> _Exercise requirements_
Of the lines in the entries, how many hold the word "styled"? Give that number alone.

════════════════

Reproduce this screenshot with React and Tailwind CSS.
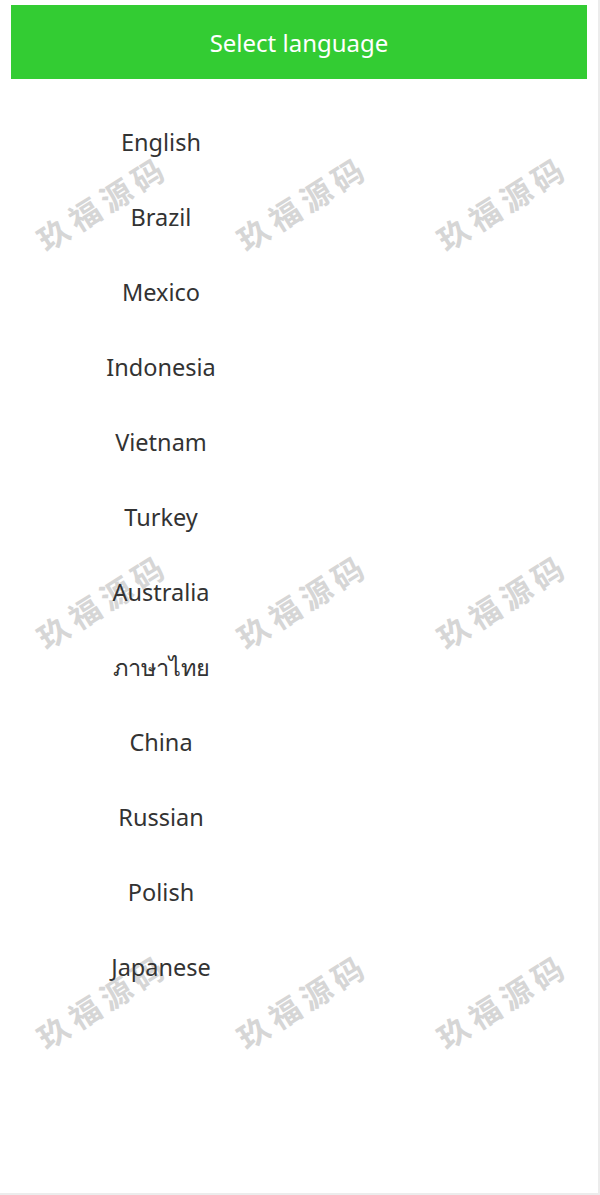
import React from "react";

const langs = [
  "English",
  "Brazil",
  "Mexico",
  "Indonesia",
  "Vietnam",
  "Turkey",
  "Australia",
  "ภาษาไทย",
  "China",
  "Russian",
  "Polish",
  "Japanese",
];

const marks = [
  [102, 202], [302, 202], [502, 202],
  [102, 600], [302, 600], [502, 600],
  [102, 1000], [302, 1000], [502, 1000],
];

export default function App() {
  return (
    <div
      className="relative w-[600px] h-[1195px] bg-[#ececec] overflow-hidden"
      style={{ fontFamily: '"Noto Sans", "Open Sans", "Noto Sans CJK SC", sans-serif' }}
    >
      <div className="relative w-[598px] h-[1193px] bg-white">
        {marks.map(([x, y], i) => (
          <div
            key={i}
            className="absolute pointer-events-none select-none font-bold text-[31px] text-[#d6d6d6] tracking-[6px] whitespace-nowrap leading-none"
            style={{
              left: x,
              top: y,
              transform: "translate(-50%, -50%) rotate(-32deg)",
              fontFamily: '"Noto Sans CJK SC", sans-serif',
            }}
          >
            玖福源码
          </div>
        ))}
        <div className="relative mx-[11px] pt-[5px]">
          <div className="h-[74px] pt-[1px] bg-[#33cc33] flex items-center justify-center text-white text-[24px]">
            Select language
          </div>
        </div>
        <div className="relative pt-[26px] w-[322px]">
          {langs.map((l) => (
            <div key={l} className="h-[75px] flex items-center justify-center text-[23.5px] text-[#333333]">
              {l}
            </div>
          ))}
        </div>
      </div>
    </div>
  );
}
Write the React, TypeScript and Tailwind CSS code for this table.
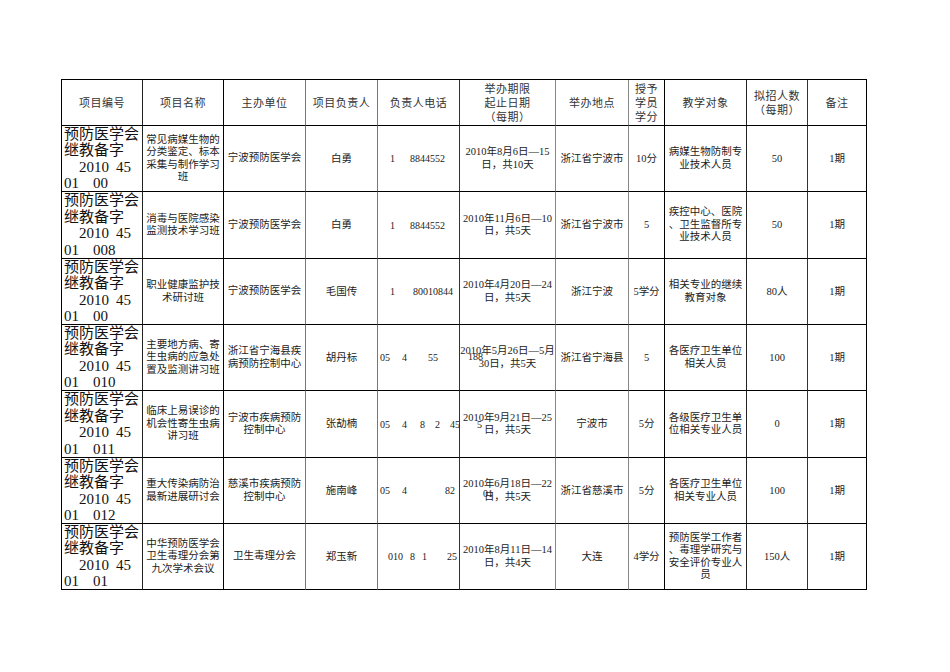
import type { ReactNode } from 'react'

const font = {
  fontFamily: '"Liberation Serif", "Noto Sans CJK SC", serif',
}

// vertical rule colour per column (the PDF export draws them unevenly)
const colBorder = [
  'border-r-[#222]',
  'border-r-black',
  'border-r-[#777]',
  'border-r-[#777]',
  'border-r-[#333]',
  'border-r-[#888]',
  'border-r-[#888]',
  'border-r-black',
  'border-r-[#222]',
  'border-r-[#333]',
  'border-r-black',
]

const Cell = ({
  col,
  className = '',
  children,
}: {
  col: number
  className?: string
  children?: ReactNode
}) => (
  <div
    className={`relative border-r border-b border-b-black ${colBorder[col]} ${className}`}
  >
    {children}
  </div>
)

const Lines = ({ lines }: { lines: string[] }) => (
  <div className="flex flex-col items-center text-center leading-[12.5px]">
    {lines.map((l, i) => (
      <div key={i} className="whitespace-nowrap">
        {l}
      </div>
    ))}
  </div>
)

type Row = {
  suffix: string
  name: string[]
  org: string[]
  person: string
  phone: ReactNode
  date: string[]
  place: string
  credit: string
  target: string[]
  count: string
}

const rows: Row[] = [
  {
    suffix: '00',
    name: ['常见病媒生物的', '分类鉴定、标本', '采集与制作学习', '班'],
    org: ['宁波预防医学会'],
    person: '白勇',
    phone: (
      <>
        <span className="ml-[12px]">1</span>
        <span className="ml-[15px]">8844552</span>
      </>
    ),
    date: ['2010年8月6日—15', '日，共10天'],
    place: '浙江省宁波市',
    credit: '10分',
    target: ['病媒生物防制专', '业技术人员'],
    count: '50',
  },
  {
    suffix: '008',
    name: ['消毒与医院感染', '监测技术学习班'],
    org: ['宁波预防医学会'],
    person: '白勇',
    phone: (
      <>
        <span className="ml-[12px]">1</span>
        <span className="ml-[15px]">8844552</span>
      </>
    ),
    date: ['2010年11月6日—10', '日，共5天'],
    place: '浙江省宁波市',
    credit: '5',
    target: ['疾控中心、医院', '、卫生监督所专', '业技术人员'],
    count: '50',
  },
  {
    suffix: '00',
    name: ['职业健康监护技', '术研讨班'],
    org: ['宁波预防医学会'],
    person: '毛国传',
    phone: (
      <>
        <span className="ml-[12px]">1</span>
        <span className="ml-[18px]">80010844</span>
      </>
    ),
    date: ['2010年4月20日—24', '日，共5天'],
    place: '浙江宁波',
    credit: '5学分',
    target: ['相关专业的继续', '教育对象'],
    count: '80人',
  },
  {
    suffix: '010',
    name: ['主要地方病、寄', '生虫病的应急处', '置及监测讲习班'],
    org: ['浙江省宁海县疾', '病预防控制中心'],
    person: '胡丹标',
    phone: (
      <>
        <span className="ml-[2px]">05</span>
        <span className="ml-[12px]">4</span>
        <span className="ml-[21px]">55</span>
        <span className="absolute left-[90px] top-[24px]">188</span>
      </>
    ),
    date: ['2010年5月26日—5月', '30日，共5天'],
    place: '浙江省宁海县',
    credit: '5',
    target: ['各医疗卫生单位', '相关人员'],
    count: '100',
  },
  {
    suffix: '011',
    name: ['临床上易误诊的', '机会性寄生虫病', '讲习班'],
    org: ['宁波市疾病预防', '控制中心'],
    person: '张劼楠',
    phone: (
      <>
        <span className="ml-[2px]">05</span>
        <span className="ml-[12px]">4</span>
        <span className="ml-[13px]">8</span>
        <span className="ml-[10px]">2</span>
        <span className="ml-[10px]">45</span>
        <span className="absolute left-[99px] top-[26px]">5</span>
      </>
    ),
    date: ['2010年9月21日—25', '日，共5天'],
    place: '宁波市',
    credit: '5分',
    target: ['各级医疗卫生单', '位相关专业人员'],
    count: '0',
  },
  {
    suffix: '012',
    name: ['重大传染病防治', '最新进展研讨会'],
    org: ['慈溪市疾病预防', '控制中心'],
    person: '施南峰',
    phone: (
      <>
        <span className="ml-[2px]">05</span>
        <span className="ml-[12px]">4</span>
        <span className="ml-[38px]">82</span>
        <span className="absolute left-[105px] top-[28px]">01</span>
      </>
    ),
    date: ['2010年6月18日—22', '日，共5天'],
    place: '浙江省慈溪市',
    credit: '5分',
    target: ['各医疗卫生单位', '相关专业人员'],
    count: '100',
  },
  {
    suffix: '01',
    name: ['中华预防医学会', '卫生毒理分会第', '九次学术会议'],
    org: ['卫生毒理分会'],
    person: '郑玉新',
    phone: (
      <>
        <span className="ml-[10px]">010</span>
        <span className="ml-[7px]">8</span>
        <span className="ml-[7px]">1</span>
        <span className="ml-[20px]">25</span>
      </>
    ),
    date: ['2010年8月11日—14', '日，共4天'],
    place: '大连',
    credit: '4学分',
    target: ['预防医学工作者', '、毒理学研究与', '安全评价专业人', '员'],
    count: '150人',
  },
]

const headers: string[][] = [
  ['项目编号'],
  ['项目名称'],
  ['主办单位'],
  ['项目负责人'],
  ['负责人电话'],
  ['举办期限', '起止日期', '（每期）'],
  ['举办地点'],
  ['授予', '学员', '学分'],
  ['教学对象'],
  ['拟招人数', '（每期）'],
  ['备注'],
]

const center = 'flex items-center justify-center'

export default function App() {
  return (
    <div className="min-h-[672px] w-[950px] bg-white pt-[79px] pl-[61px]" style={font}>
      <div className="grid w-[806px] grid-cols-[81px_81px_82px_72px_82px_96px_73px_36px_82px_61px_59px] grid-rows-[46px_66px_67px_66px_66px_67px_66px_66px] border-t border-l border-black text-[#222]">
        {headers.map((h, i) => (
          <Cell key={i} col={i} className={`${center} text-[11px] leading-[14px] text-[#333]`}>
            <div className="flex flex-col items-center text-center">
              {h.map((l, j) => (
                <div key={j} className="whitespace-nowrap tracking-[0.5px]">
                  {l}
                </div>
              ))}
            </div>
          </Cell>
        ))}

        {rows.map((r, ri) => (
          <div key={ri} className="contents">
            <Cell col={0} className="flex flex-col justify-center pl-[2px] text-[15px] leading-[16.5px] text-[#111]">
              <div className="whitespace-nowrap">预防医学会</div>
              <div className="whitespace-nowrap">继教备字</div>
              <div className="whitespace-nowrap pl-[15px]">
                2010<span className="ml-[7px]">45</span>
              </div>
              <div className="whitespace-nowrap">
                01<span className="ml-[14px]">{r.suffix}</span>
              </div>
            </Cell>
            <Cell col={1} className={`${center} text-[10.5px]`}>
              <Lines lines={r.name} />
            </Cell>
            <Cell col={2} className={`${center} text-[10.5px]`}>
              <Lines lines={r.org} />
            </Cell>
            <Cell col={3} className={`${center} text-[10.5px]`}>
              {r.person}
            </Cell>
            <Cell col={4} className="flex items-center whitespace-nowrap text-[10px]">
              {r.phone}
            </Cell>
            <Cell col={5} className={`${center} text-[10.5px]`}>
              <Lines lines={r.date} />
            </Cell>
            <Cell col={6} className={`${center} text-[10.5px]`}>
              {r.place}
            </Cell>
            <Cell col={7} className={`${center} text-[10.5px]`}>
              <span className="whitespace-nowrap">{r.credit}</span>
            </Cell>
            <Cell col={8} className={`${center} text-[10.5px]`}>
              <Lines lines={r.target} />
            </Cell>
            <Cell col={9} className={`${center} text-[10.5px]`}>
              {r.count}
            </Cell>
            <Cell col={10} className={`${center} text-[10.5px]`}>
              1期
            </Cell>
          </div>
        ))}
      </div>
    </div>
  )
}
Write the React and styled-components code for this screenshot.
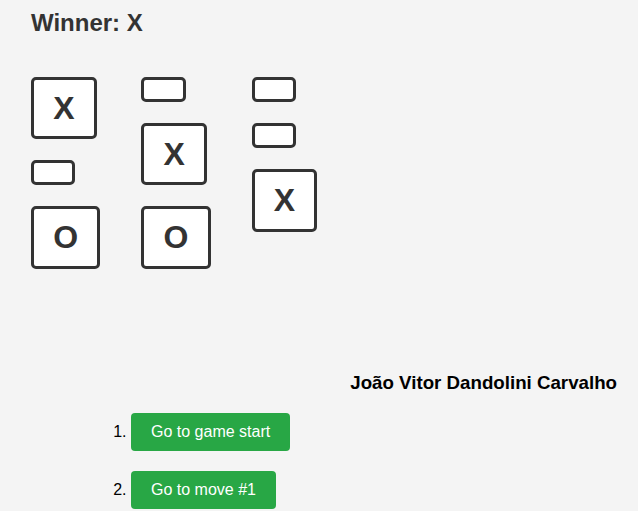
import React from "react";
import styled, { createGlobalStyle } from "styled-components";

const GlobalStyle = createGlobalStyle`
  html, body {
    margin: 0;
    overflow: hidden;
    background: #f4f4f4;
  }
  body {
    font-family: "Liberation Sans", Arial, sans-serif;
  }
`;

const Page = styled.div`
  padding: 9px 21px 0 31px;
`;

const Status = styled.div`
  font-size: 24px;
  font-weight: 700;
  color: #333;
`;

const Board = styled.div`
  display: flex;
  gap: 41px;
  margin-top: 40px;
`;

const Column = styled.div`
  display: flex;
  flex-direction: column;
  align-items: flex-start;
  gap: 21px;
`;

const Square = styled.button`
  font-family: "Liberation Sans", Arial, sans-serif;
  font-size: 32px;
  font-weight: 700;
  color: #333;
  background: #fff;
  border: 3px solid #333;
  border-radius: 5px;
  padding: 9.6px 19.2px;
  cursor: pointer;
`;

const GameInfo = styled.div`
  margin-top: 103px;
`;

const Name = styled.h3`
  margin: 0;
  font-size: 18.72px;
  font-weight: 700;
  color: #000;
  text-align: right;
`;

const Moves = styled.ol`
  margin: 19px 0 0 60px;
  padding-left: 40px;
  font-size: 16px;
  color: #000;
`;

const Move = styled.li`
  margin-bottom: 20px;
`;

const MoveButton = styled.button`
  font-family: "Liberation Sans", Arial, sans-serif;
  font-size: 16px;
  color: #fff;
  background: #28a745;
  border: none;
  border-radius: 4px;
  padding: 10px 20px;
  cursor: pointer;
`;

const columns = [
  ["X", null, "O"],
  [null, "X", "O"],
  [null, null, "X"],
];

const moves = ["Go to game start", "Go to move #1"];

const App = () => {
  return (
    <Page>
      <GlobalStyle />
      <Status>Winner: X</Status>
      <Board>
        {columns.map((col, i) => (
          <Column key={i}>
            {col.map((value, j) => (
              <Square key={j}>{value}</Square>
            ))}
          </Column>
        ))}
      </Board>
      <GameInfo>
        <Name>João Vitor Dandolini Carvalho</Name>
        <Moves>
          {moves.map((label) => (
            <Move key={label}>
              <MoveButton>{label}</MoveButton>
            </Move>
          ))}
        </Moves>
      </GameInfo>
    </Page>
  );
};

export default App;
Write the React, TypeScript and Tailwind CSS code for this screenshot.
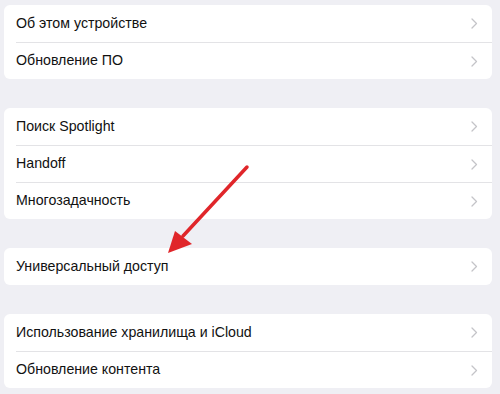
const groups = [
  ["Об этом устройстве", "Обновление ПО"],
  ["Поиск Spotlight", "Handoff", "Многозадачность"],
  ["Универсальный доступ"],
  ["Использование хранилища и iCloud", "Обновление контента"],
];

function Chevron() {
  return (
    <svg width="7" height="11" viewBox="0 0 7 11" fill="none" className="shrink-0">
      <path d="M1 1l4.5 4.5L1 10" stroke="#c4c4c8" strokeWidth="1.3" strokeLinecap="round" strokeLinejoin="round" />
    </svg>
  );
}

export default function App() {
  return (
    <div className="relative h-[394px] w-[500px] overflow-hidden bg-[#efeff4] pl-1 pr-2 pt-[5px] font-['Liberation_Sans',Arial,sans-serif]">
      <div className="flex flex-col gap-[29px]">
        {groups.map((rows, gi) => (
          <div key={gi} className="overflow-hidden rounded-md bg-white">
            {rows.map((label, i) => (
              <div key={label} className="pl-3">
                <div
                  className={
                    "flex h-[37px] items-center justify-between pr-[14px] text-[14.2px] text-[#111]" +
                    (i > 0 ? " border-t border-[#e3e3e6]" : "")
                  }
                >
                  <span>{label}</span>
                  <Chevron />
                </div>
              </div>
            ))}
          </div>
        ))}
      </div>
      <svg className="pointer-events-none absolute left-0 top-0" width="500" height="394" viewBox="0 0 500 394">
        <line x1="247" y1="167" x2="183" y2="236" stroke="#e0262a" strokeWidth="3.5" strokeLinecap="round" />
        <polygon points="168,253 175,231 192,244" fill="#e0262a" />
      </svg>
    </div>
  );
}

════════════════

> _Written answer_
12